The Arrays class has another sort( ) method that takes a single argument: an array of Object, but with no Comparator. This sort( ) method must also have some way to compare two Objects. It uses the natural comparison method that is imparted to a class by implementing the Comparable interface. This interface has a single method, compareTo( ), which compares the object to its argument and returns negative, zero, or positive depending on whether it is less than, equal to, or greater than the argument. A simple example demonstrates this:

//: CompClass.java
// A class that implements Comparable
package c08.newcollections;
import java.util.*;

public class CompClass implements Comparable {
  private int i;
  public CompClass(int ii) { i = ii; }
  public int compareTo(Object o) {
    // Implicitly tests for correct type:
    int argi = ((CompClass)o).i;
    if(i == argi) return 0;
    if(i < argi) return -1;
    return 1;
  }
  public static void print(Object[] a) {
    for(int i = 0; i < a.length; i++)
      System.out.print(a[i] + " ");
    System.out.println();
  }
  public String toString() { return i + ""; }
  public static void main(String[] args) {
    CompClass[] a = new CompClass[20];
    for(int i = 0; i < a.length; i++)
      a[i] = new CompClass(
        (int)(Math.random() *100));
    print(a);
    Arrays.sort(a);
    print(a);
    int loc = Arrays.binarySearch(a, a[3]);
    System.out.println("Location of " + a[3] +
     " = " + loc);
  }
} ///:~

Of course, your compareTo( ) method can be as complex as necessary.

Lists

A List can be sorted and searched in the same fashion as an array. The static methods to sort and search a List are contained in the class Collections, but they have similar signatures as the ones in Arrays: sort(List) to sort a List of objects that implement Comparable, binarySearch(List, Object) to find an object in the list, sort(List, Comparator) to sort a List using a Comparator, and binarySearch(List, Object, Comparator) to find an object in that list.[37] This example uses the previously-defined CompClass and AlphaComp to demonstrate the sorting tools in Collections:

//: ListSort.java
// Sorting and searching Lists with 'Collections'
package c08.newcollections;
import java.util.*;

public class ListSort {
  public static void main(String[] args) {
    final int SZ = 20;
    // Using "natural comparison method":
    List a = new ArrayList();
    for(int i = 0; i < SZ; i++)
      a.add(new CompClass(
        (int)(Math.random() *100)));
    Collection1.print(a);
    Collections.sort(a);
    Collection1.print(a);
    Object find = a.get(SZ/2);
    int loc = Collections.binarySearch(a, find);
    System.out.println("Location of " + find +
     " = " + loc);
    // Using a Comparator:
    List b = new ArrayList();
    for(int i = 0; i < SZ; i++)
      b.add(Array1.randString(4));
    Collection1.print(b);
    AlphaComp ac = new AlphaComp();
    Collections.sort(b, ac);
    Collection1.print(b);
    find = b.get(SZ/2);
    // Must use the Comparator to search, also:
    loc = Collections.binarySearch(b, find, ac);
    System.out.println("Location of " + find +
     " = " + loc);
  }
} ///:~ 

The use of these methods is identical to the ones in Arrays, but you’re using a List instead of an array.

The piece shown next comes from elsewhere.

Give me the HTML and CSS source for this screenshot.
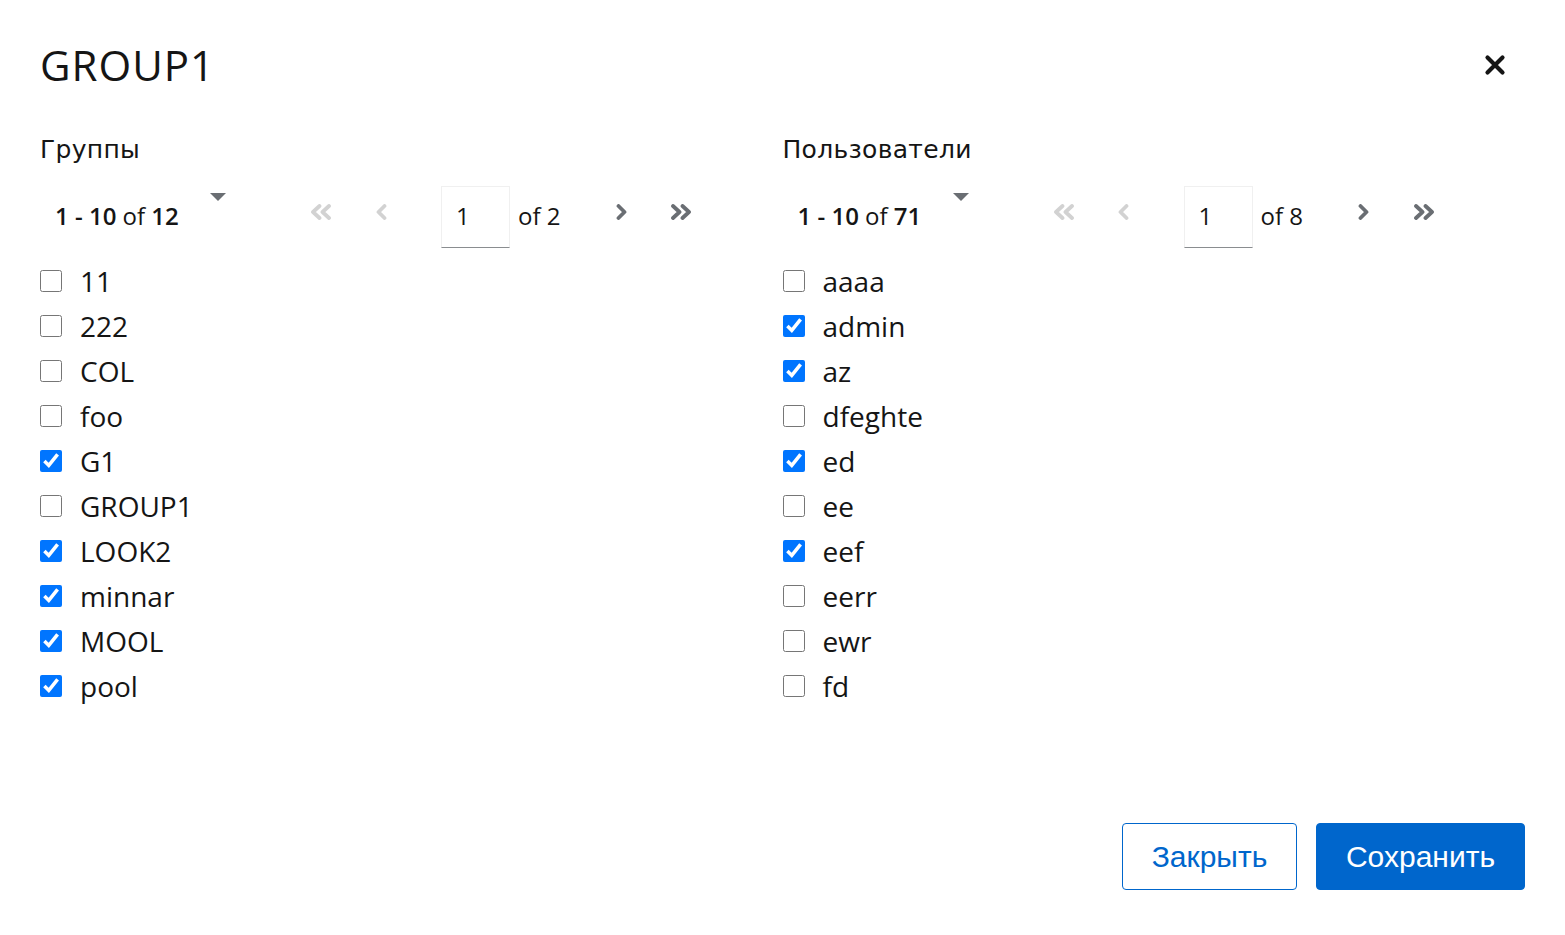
FILE: index.html
```html
<!DOCTYPE html>
<html lang="ru">
<head>
<meta charset="utf-8">
<title>GROUP1</title>
<link rel="stylesheet" href="styles.css">
</head>
<body>
<div class="modal">
  <header class="modal-header">
    <h1 class="modal-title">GROUP1</h1>
    <button class="close-btn" aria-label="Close">
      <svg width="22" height="22" viewBox="0 0 22 22"><path d="M3.5 3.5 L18.5 18.5 M18.5 3.5 L3.5 18.5" stroke="#151515" stroke-width="4.2" stroke-linecap="round"/></svg>
    </button>
  </header>

  <div class="columns">
    <section class="col">
      <h2 class="col-title">Группы</h2>
      <div class="pagination">
        <div class="toggle">
          <span class="toggle-text"><b>1 - 10</b> of <b>12</b></span>
          <svg class="caret" width="16" height="9" viewBox="0 0 16 9"><path d="M0 0 H16 L8 8 Z" fill="#6a6e73"/></svg>
        </div>
        <button class="nav-btn disabled"><svg width="24" height="16" viewBox="0 0 24 16"><path d="M10.5 2 L4 8 L10.5 14 M20 2 L13.5 8 L20 14" fill="none" stroke="currentColor" stroke-width="3.8" stroke-linecap="round" stroke-linejoin="round"/></svg></button>
        <button class="nav-btn disabled"><svg width="13" height="16" viewBox="0 0 13 16"><path d="M9.5 2 L3.5 8 L9.5 14" fill="none" stroke="currentColor" stroke-width="3.8" stroke-linecap="round" stroke-linejoin="round"/></svg></button>
        <div class="page-input">1</div>
        <span class="page-of">of 2</span>
        <button class="nav-btn"><svg width="13" height="16" viewBox="0 0 13 16"><path d="M3.5 2 L9.5 8 L3.5 14" fill="none" stroke="currentColor" stroke-width="3.8" stroke-linecap="round" stroke-linejoin="round"/></svg></button>
        <button class="nav-btn"><svg width="24" height="16" viewBox="0 0 24 16"><path d="M4 2 L10.5 8 L4 14 M13.5 2 L20 8 L13.5 14" fill="none" stroke="currentColor" stroke-width="3.8" stroke-linecap="round" stroke-linejoin="round"/></svg></button>
      </div>
      <ul class="check-list">
        <li><label><input type="checkbox"><span>11</span></label></li>
        <li><label><input type="checkbox"><span>222</span></label></li>
        <li><label><input type="checkbox"><span>COL</span></label></li>
        <li><label><input type="checkbox"><span>foo</span></label></li>
        <li><label><input type="checkbox" checked><span>G1</span></label></li>
        <li><label><input type="checkbox"><span>GROUP1</span></label></li>
        <li><label><input type="checkbox" checked><span>LOOK2</span></label></li>
        <li><label><input type="checkbox" checked><span>minnar</span></label></li>
        <li><label><input type="checkbox" checked><span>MOOL</span></label></li>
        <li><label><input type="checkbox" checked><span>pool</span></label></li>
      </ul>
    </section>

    <section class="col">
      <h2 class="col-title">Пользователи</h2>
      <div class="pagination">
        <div class="toggle">
          <span class="toggle-text"><b>1 - 10</b> of <b>71</b></span>
          <svg class="caret" width="16" height="9" viewBox="0 0 16 9"><path d="M0 0 H16 L8 8 Z" fill="#6a6e73"/></svg>
        </div>
        <button class="nav-btn disabled"><svg width="24" height="16" viewBox="0 0 24 16"><path d="M10.5 2 L4 8 L10.5 14 M20 2 L13.5 8 L20 14" fill="none" stroke="currentColor" stroke-width="3.8" stroke-linecap="round" stroke-linejoin="round"/></svg></button>
        <button class="nav-btn disabled"><svg width="13" height="16" viewBox="0 0 13 16"><path d="M9.5 2 L3.5 8 L9.5 14" fill="none" stroke="currentColor" stroke-width="3.8" stroke-linecap="round" stroke-linejoin="round"/></svg></button>
        <div class="page-input">1</div>
        <span class="page-of">of 8</span>
        <button class="nav-btn"><svg width="13" height="16" viewBox="0 0 13 16"><path d="M3.5 2 L9.5 8 L3.5 14" fill="none" stroke="currentColor" stroke-width="3.8" stroke-linecap="round" stroke-linejoin="round"/></svg></button>
        <button class="nav-btn"><svg width="24" height="16" viewBox="0 0 24 16"><path d="M4 2 L10.5 8 L4 14 M13.5 2 L20 8 L13.5 14" fill="none" stroke="currentColor" stroke-width="3.8" stroke-linecap="round" stroke-linejoin="round"/></svg></button>
      </div>
      <ul class="check-list">
        <li><label><input type="checkbox"><span>aaaa</span></label></li>
        <li><label><input type="checkbox" checked><span>admin</span></label></li>
        <li><label><input type="checkbox" checked><span>az</span></label></li>
        <li><label><input type="checkbox"><span>dfeghte</span></label></li>
        <li><label><input type="checkbox" checked><span>ed</span></label></li>
        <li><label><input type="checkbox"><span>ee</span></label></li>
        <li><label><input type="checkbox" checked><span>eef</span></label></li>
        <li><label><input type="checkbox"><span>eerr</span></label></li>
        <li><label><input type="checkbox"><span>ewr</span></label></li>
        <li><label><input type="checkbox"><span>fd</span></label></li>
      </ul>
    </section>
  </div>

  <footer class="actions">
    <button class="btn btn-secondary">Закрыть</button>
    <button class="btn btn-primary">Сохранить</button>
  </footer>
</div>
</body>
</html>
```

FILE: styles.css
```css
* { box-sizing: border-box; }

html, body {
  margin: 0;
  padding: 0;
  background: #ffffff;
  color: #151515;
  font-family: "Open Sans", "Liberation Sans", sans-serif;
}

.modal {
  min-height: 100vh;
  display: flex;
  flex-direction: column;
  padding: 0 40px 45px 40px;
}

.modal-header {
  display: flex;
  justify-content: space-between;
  align-items: flex-start;
  padding-top: 40px;
}

.modal-title {
  margin: 0;
  font-family: "Open Sans", sans-serif;
  font-weight: 400;
  font-size: 42px;
  line-height: 50px;
  letter-spacing: 1px;
}

.close-btn {
  background: none;
  border: 0;
  padding: 0;
  margin: 14px 19px 0 0;
  width: 22px;
  height: 22px;
  cursor: pointer;
}

.columns {
  display: grid;
  grid-template-columns: 1fr 1fr;
  margin-top: 45px;
}

.col-title {
  margin: 0;
  font-family: "DejaVu Sans", "Liberation Sans", sans-serif;
  font-weight: 400;
  font-size: 25px;
  line-height: 30px;
  letter-spacing: 0.3px;
}

.pagination {
  display: flex;
  align-items: center;
  height: 62px;
  margin-top: 21px;
  font-size: 24px;
}

.toggle {
  display: flex;
  align-items: flex-start;
  width: 251px;
  height: 62px;
  padding-left: 15px;
}

.toggle-text {
  width: 155px;
  align-self: center;
  white-space: nowrap;
  padding-bottom: 4px;
}

.toggle-text b { font-weight: 600; }

.caret {
  margin-top: 7px;
}

.nav-btn {
  width: 60px;
  height: 62px;
  background: none;
  border: 0;
  padding: 0 0 10px 0;
  display: flex;
  align-items: center;
  justify-content: center;
  color: #6a6e73;
}

.nav-btn.disabled { color: #d2d2d2; }

.page-input {
  width: 69px;
  height: 62px;
  margin-left: 30px;
  padding: 0 0 4px 14px;
  display: flex;
  align-items: center;
  border: 1px solid #f0f0f0;
  border-bottom-color: #8a8d90;
  font-size: 24px;
}

.page-of {
  width: 81px;
  padding: 0 0 4px 8px;
  white-space: nowrap;
}

.check-list {
  list-style: none;
  margin: 10px 0 0 0;
  padding: 0;
}

.check-list li {
  height: 45px;
  display: flex;
  align-items: center;
}

.check-list label {
  display: flex;
  align-items: center;
  gap: 18px;
  font-size: 28px;
}

.check-list input {
  width: 22px;
  height: 22px;
  margin: 0;
  accent-color: #0075ff;
}

.actions {
  margin-top: auto;
  display: flex;
  justify-content: flex-end;
  gap: 19px;
}

.btn {
  height: 67px;
  border-radius: 4px;
  font-family: "Liberation Sans", Arial, sans-serif;
  font-size: 30px;
  padding: 0;
  cursor: pointer;
}

.btn-secondary {
  background: #fff;
  color: #0066cc;
  border: 1px solid #0066cc;
  width: 175px;
}

.btn-primary {
  background: #0066cc;
  color: #fff;
  border: 1px solid #0066cc;
  width: 209px;
}
```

The TreeMap must also order its objects according to Comparable or Comparator.

Utilities

There are a number of other useful utilities in the Collections class:

enumeration(Collection)

Produces an old-style Enumeration for the argument.

max(Collection)

min(Collection)

Produces the maximum or minimum element in the argument using the natural comparison method of the objects in the Collection.

max(Collection, Comparator)

min(Collection, Comparator)

Produces the maximum or minimum element in the Collection using the Comparator.

nCopies(int n, Object o)

Returns an immutable List of size n whose handles all point to o.

subList(List, int min, int max)

Returns a new List backed by the specified argument List that is a window into that argument with indexes starting at min and stopping just before max.

Note that min( ) and max( ) work with Collection objects, not with Lists, so you don’t need to worry about whether the Collection should be sorted or not. (As mentioned earlier, you do need to sort( ) a List or an array before performing a binarySearch( ).)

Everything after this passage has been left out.